Il consumatore ha diritto al risarcimento dalla compagnia coinvolta in un cartello
Un consumatore adiva la giustizia per vedersi riconoscere il risarcimento del danno subito dalla propria compagnia di assicurazioni RCA condannata dall’AGCM per violazione del sistema della concorrenza, che in virtù di siffatta condotta aveva provocato l’incremento del premio. Sia in primo grado che in appello la compagnia veniva condannata al risarcimento, in favore del consumatore, quantificato in poche decine di euro, somma calcolata sulla base di una percentuale del premio, prendendo quale riferimento la media dei premi praticati a livello europeo.
Tra i motivi del ricorso per Cassazione, afferenti l’accertamento del nesso causale tra il livello del premio e la partecipazione della compagnia al cartello sanzionato dall’Autorità garante, la compagnia rileva la presunta violazione dell’art. 112 c.p.c., la nullità della sentenza ex art. 360 n. 4 c.p.c. nonché i vizi di motivazione, asserendo che il giudice d’appello aveva omesso di valutare le deduzioni in merito alla quantificazione del premio praticato, frutto di un notevole incremento dei costi per le compagnie, quali l’inflazione e le truffe a loro danno, tutti adeguatamente documentati.

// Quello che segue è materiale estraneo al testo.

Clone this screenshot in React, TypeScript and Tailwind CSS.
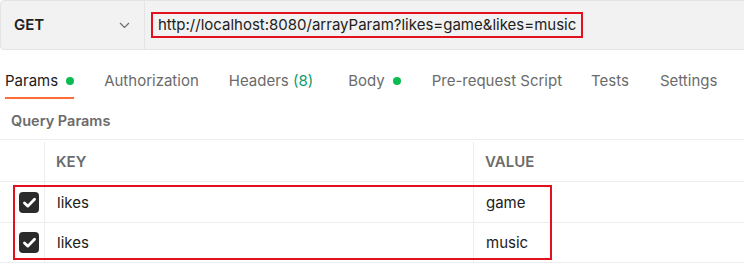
import React from "react";

const Check = () => (
  <div className="w-[20px] h-[21px] rounded-[4px] bg-[#2b2b2b] flex items-center justify-center">
    <svg width="15" height="15" viewBox="0 0 14 14">
      <path d="M2.3 7.4 L5.5 10.4 L11.7 3.9" fill="none" stroke="#ffffff" strokeWidth="2.6" strokeLinecap="round" strokeLinejoin="round" />
    </svg>
  </div>
);

const Dot = () => <span className="inline-block w-[8px] h-[8px] rounded-full bg-[#0cbb52] ml-[8px]" />;

export default function App() {
  const tabs: { label: React.ReactNode; active?: boolean; cls?: string }[] = [
    { label: <><span>Params</span><Dot /></>, active: true },
    { label: <span>Authorization</span>, cls: "-ml-[1px]" },
    { label: <span>Headers <span className="text-[#0f9b6e]">(8)</span></span>, cls: "-ml-[1px]" },
    { label: <><span>Body</span><Dot /></>, cls: "ml-[4px]" },
    { label: <span>Pre-request Script</span> },
    { label: <span>Tests</span>, cls: "-ml-[2px]" },
    { label: <span>Settings</span> },
  ];
  return (
    <div className="relative w-[744px] h-[266px] bg-white overflow-hidden text-[#212121]" style={{ fontFamily: "Inter, 'Noto Sans', sans-serif" }}>
      {/* request bar */}
      <div className="flex h-[50px] w-[760px] bg-[#f2f2f2] border border-[#e4e4e4] rounded-[4px]">
        <div className="w-[144px] flex items-center justify-between pl-[13px] pr-[14px] border-r border-[#e4e4e4]">
          <span className="text-[15px] font-semibold text-[#212121]">GET</span>
          <svg width="11" height="7" viewBox="0 0 11 7">
            <path d="M1 1 L5.5 5.5 L10 1" fill="none" stroke="#6b6b6b" strokeWidth="1.2" />
          </svg>
        </div>
        <div className="flex items-center pl-[6px]">
          <div className="h-[26px] w-[432px] border-2 border-[#e3101e] flex items-center pl-[5px] text-[15px] text-[#212121] whitespace-nowrap">
            http://localhost:8080/arrayParam?likes=game&amp;likes=music
          </div>
        </div>
      </div>

      {/* tabs */}
      <div className="flex pt-[21px] pl-[5px] gap-[31px] text-[15px] text-[#6b6b6b]">
        {tabs.map((t, i) => (
          <div
            key={i}
            className={
              "flex items-center h-[20px] box-content pb-[6px] border-b-2 whitespace-nowrap " +
              (t.cls ? t.cls + " " : "") +
              (t.active ? "border-[#ff6c37] text-[#212121]" : "border-transparent")
            }
          >
            {t.label}
          </div>
        ))}
      </div>

      {/* query params */}
      <div className="pl-[11px] pt-[12px] h-[40px] text-[14.5px] font-semibold text-[#6b6b6b] leading-[20px]">Query Params</div>

      {/* table */}
      <div className="border-t border-[#ededed] text-[15px]">
        <div className="flex h-[42px] border-b border-[#ededed]">
          <div className="w-[45px] border-r border-[#ededed] mt-[2px]" />
          <div className="w-[429px] border-r border-[#ededed] mt-[2px] flex items-center pl-[11px] pt-[1px] font-semibold text-[#6b6b6b]">KEY</div>
          <div className="flex-1 flex items-center pl-[11px] pt-[3px] font-semibold text-[#6b6b6b]">VALUE</div>
        </div>
        {["game", "music"].map((v, i) => (
          <div key={v} className={"flex border-b border-[#ededed] " + (i === 0 ? "h-[41px]" : "h-[40px]")}>
            <div className="w-[45px] border-r border-[#ededed] flex items-center pl-[19px]">
              <Check />
            </div>
            <div className="w-[429px] border-r border-[#ededed] flex items-center pl-[12px] pt-[2px]">likes</div>
            <div className="flex-1 flex items-center pl-[12px] pt-[2px]">{v}</div>
          </div>
        ))}
      </div>

      {/* annotation */}
      <div className="absolute left-[13px] top-[185px] w-[539px] h-[75px] border-2 border-[#e3101e] pointer-events-none" />
    </div>
  );
}
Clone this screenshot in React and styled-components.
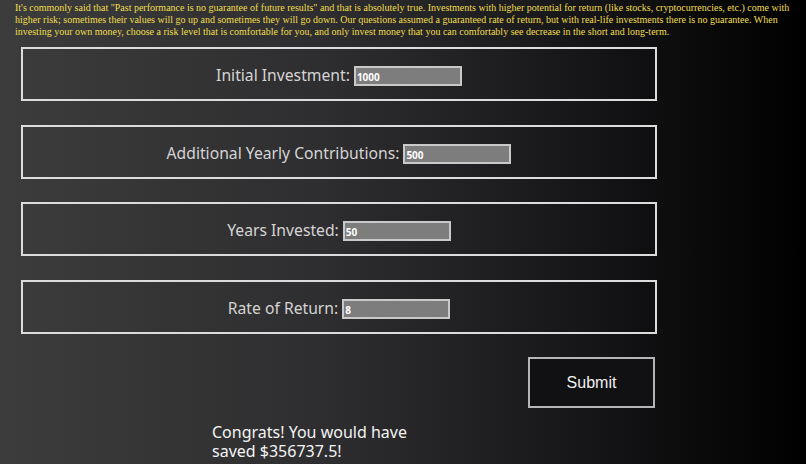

La Corte nel giudicare infondato il ricorso, ha argomentato che il consumatore assicurato che agisca per il risarcimento del danno si avvale della presunzione che il premio sia stato aumentato per effetto della condotta scorretta, e che la misura dell’aumento, corrispondente alla misura del danno subito, non è inferiore al livello medio. Pertanto la compagnia convenuta deve essere ammessa a dar prova contraria di siffatta presunzione di responsabilità, che tuttavia non può avere ad oggetto le medesime circostanze che l’Autorità garante ha già valutato e ritenuto non rilevanti per escludere il legame tra le condotte collusive e l’aumento dei premi. In particolare la documentazione prodotta dalla compagnia per contestare l’esistenza del nesso di causalità è stata ritenuta irrilevante dalla Corte d’Appello, correttamente a dir della Cassazione, e nello stesso modo il giudice di merito in secondo grado si è uniformato al principio per cui la prova della mancata sussistenza del nesso causale deve riguardare situazioni specifiche della compagnia interessata e non il mercato generale delle assicurazioni. Dette circostanze dovevano essere tali da dimostrare che l’entità del premio non dipendeva dalla partecipazione al cartello bensì da fattori ulteriori ed estranei alla condotta accertata come collusiva.
La compagnia, per vincere le presunzioni di responsabilità poste a suo carico dal provvedimento emanato dall’Autorità garante, e delle quali il consumatore ha diritto di avvalersi, avrebbe dovuto dar prova contraria, dimostrando l’interruzione del nesso di causalità tra la condotta anticoncorrenziale e l’incremento del premio.